Fareeda, the matriarch of this family, is Isra’s mother-in-law and Deya’s grandmother. She is distraught about how her daughter Sarah is disobedient and shuns her Arab culture. Fareeda:  “Hadn’t she taught them what it meant to be tough, resilient? Hadn’t she taught them what it meant to be Arab, to always put family first? She couldn’t be blamed for their weaknesses. For this country and its low morals.” Fareeda herself has come from poverty and survived an abusive father and husband. She has accepted that, “Sadness was an inescapable part of a woman’s life.”

Sarah is the most outspoken of all the women. She refuses to be forced to marry someone she doesn’t love and she makes her feelings known to everyone, including her suitors.

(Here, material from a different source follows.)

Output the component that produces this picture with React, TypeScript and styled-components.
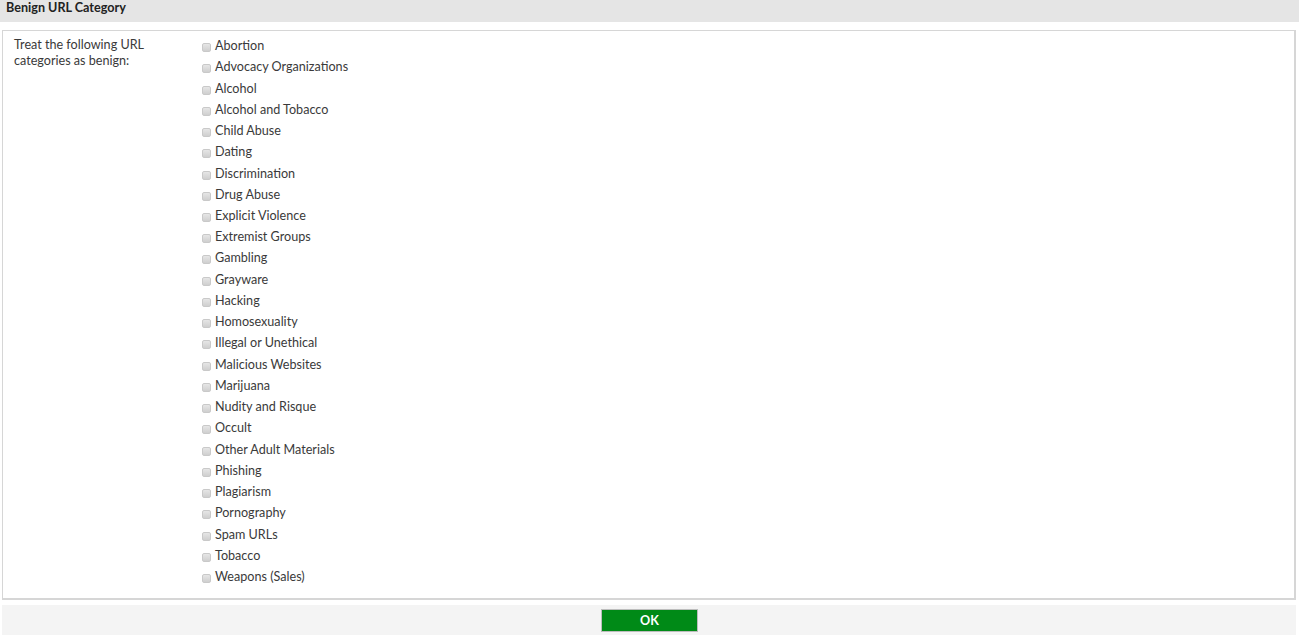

She becomes a friend and sister and a light in the dark for her sister-in-law Isra.

What I loved most about this story is the role that books played in these women’s lives. Books were a comfort for loneliness.  Books kept them company and made them feel alive.

For Isra, books provided, “a surge of happiness.” They helped her “escape from the ordinary world.” They made her feel worthy and gave her hope.

Deya said, “Books were her only reliable sense of comfort, her only hope.” “How many people were hoping to find their story inside, desperate to understand?”

For all these women, it is safer for them to submit and be silent instead of standing up for themselves and fighting for what they want in the world. By the end of the book, there has been so much heartache that you can’t help but desperately want these women to find some sort of happiness. Will any of them be brave enough to fight for their happiness or will they continue to be tied down by the oppressive chains of their Arab culture?

“To want what you can’t have in life is the greatest pain of all.”

Loved this book and these amazing female characters.